Companies are becoming increasingly global, and this gives people the opportunity to work from just about anywhere. Digital nomads are no longer some elite group of computer programmers living on a tropical beach. It’s become much more common. We traveling entrepreneurs have the freedom to move around and see places that inspire us, but that freedom and inspiration may be limited by WIFI accessibility.

Whatever your circumstance is, whether you’re living in an RV or bouncing around Airbnbs, it’s essential to have a good, solid WiFi connection that is uninterrupted. If you’re new to the remote work life, here are some tips and tricks we’ve found. It’s not just about WiFi either. There are options for good data plans in many countries, and you’ll be surprised at how inexpensive they can be.

Choose The Best Service Provider For Getting A Solid Hotspot

You can’t always count on great WiFi at all the places you stay around the world. Do some research to find the best company in whatever country you’re in at providing the cheapest but fastest and reliable data plans. In Thailand, for example, you can get unlimited mobile data monthly for about $10 U.S. This alleviates a lot of the stress of finding WiFi while you’re moving around, but it has to be reliable. Another bonus of going this route is that it can be safer. If you want a private network for security purposes, this is the way to go. If you happen to be living in a camper or a rustic bungalow by the beach, you’ll want a company that offers coverage beyond the big cities.

Something important to note is this:

Some plans are going to limit internet speeds through bandwidth throttling. The company is intentionally slowing down service, which depends on your location and peak time of use. Make sure to ask about this before you commit.

Take it from someone who knows. There is nothing more frustrating than being intentionally slowed to unusable internet speeds in the middle of a project. Typically, a prepaid plan in North America will slow down your service during peak times and congested areas. This slowdown isn’t global, but it does exist in some places. 

You’ll also want to consider choosing a plan based on the amount of monthly data they offer. If you have to do much streaming because you’re on zoom calls or are uploading videos, consider a monthly plan that offers more than 40 GB of data. Otherwise, less than 30 GB should work for most remote workers.

Even if a phone plan says it’s unlimited, this isn’t always accurate. It will start to slow down or malfunction after a certain amount of mobile hotspot usage.

You Don’t Necessarily Need a Mobile Hotspot Device

There’s no need to get complicated. Most of the digital nomads out there just use their smartphones as a hotspot. You may want to use a second line for a dedicated mobile hotspot device, but technology worldwide is optimized, that this usually isn’t necessary. If you do opt for a mobile hotspot device, there are benefits to unlimited data. However, it can be costly.

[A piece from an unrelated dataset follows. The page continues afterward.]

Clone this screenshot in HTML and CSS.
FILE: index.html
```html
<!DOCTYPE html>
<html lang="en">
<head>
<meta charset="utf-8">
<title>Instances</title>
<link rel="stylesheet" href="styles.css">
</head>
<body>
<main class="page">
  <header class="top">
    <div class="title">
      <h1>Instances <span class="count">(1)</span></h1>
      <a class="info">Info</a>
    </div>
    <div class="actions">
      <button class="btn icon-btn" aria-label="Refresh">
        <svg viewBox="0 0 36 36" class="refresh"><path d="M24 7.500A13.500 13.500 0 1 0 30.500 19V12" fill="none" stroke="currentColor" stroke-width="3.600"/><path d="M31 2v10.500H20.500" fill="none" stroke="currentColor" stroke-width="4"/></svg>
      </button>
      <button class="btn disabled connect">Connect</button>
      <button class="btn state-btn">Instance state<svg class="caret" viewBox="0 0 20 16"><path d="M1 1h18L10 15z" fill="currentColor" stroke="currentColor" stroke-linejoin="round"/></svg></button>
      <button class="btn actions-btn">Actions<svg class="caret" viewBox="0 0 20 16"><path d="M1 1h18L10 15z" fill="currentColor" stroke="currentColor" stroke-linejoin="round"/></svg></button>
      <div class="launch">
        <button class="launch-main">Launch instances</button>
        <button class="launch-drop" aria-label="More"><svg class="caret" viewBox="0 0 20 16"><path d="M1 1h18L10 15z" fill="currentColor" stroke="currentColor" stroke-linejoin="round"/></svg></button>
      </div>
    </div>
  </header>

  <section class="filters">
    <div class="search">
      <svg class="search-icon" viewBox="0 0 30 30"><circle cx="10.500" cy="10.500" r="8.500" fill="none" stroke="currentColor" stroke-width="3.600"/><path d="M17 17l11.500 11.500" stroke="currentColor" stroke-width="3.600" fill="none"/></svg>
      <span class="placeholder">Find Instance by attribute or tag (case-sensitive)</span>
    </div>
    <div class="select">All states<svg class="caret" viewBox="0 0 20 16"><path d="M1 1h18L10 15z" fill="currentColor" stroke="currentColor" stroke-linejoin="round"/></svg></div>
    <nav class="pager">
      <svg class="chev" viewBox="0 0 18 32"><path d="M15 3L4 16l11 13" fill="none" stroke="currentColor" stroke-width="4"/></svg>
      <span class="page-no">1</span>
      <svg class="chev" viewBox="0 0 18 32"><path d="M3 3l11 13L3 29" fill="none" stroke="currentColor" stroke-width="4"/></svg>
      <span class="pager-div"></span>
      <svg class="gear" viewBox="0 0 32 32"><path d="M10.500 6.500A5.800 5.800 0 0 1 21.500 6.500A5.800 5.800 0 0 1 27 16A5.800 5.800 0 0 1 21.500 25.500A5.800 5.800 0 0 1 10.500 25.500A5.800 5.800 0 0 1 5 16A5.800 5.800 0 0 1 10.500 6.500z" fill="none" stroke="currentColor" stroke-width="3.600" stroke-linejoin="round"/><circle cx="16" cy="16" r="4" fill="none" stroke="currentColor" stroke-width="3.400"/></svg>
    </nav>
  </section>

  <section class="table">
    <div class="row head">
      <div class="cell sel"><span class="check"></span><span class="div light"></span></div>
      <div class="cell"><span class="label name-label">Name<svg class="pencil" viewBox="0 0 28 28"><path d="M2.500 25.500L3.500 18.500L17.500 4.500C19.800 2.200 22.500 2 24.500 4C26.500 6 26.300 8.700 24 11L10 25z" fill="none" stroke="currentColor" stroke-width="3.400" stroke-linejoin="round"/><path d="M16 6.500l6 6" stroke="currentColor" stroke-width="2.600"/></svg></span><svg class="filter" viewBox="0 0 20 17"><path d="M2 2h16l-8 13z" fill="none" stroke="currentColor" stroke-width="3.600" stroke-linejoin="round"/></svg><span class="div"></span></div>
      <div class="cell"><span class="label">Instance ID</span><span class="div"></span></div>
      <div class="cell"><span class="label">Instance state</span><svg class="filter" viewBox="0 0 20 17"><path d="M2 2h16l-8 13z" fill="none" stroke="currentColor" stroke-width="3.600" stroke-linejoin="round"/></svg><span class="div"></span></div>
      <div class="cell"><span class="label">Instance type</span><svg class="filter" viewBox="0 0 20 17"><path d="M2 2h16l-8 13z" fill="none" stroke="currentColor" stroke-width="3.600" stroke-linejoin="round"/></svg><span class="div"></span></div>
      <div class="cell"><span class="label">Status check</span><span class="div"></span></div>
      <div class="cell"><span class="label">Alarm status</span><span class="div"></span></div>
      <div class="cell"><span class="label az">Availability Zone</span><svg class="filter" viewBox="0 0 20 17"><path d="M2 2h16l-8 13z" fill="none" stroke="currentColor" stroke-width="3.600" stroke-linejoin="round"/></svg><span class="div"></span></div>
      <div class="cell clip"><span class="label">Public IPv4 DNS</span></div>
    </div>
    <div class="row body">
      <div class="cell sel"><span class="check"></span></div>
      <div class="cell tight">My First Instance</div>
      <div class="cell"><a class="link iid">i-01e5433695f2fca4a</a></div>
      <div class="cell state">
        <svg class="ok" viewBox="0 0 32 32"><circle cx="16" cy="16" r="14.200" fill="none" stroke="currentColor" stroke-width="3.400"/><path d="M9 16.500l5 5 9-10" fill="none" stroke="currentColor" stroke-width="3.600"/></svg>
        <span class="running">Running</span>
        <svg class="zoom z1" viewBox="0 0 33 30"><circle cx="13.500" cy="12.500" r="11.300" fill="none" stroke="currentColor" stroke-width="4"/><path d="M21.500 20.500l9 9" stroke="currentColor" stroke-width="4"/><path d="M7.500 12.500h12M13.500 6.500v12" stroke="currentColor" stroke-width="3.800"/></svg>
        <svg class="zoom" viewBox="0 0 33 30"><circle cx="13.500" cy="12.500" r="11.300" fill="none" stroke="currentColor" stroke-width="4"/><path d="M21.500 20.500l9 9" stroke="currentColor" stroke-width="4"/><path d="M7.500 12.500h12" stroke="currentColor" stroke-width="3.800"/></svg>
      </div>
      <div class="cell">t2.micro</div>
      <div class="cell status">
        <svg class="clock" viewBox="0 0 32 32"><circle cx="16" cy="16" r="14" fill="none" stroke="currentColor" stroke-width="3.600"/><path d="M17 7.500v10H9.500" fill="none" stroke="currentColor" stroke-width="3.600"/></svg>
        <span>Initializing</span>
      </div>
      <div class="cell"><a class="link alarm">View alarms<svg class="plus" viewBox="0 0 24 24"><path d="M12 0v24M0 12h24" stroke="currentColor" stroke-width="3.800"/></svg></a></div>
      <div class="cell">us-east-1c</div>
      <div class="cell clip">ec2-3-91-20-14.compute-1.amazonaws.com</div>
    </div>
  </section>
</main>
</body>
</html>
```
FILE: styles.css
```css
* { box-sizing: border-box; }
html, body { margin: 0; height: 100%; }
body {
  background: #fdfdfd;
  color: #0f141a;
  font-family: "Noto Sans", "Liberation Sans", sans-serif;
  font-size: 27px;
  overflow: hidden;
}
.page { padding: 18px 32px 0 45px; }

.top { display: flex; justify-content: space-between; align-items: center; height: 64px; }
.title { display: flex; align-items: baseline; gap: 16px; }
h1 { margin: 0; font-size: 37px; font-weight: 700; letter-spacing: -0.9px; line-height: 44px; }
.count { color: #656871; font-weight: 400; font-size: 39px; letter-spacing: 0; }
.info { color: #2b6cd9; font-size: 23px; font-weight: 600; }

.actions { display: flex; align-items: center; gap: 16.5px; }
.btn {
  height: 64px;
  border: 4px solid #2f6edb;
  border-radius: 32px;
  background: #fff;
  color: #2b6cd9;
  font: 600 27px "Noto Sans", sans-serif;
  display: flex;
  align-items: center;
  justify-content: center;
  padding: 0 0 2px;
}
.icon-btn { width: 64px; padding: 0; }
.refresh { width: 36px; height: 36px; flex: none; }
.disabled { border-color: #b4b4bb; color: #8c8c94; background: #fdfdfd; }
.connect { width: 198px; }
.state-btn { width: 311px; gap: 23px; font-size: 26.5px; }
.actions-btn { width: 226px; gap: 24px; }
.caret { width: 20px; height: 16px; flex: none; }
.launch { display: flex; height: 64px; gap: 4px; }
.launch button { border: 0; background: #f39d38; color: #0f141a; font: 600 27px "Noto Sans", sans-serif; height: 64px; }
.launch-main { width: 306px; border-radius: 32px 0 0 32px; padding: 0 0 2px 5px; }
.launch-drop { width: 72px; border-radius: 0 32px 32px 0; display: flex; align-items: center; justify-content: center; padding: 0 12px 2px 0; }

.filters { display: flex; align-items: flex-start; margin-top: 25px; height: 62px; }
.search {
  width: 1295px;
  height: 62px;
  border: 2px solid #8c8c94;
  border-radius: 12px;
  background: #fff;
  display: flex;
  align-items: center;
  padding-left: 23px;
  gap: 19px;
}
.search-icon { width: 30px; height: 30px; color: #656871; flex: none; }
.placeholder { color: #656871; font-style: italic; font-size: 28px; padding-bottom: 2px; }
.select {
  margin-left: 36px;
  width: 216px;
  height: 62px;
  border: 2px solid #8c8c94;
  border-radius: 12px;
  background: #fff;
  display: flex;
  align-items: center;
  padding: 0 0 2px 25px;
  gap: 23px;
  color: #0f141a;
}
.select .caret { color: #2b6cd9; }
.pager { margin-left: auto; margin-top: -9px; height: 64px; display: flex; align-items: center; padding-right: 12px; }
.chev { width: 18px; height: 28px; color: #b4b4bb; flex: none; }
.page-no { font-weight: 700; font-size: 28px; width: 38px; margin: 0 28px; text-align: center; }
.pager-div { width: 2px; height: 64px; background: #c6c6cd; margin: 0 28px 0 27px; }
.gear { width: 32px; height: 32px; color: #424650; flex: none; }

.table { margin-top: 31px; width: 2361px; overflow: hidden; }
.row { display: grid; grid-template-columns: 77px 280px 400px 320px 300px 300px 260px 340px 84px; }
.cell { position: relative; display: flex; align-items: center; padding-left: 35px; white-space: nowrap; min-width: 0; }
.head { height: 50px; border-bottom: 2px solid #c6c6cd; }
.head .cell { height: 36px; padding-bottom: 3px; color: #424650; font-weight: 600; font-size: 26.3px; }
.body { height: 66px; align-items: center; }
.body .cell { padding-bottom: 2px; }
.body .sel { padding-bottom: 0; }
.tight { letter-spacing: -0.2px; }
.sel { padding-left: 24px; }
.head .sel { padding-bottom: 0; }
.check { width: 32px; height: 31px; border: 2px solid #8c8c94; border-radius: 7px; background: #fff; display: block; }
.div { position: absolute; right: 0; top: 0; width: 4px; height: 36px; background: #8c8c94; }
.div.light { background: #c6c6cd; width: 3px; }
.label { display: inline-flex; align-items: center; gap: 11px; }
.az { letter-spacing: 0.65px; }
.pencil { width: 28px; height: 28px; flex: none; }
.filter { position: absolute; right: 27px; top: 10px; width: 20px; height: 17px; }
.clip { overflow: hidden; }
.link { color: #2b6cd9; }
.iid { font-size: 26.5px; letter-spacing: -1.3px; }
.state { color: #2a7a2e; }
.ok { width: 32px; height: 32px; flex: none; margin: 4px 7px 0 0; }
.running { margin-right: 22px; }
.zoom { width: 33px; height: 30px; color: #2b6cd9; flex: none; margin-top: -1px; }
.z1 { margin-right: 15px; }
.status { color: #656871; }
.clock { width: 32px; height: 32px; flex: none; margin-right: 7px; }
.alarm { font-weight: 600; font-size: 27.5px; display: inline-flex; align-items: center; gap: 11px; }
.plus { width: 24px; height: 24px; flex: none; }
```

Phone Plans for International Travel

When you travel abroad, there are plenty of internet options. It may be cheaper to buy an unlocked phone in the country you’re traveling in and take advantage of a cheap monthly plan. Basic internet outside of your home country can cost as much as $300 per month if you’re using the phone plan you already have. Roaming is still costly, so leave your phone at home or turn roaming off. Every seasoned digital nomad knows that local SIM cards in most countries are reasonable, especially in Asian and developing countries.

Regardless of what plan and device you go with, check things out first. Go to a digital nomad hub wherever you’re traveling and ask about what service is best for internet use. Almost anyone will be happy to help you. You can search online as well. Know what your needs and requirements are, and it should be pretty easy to get the plan that works for you.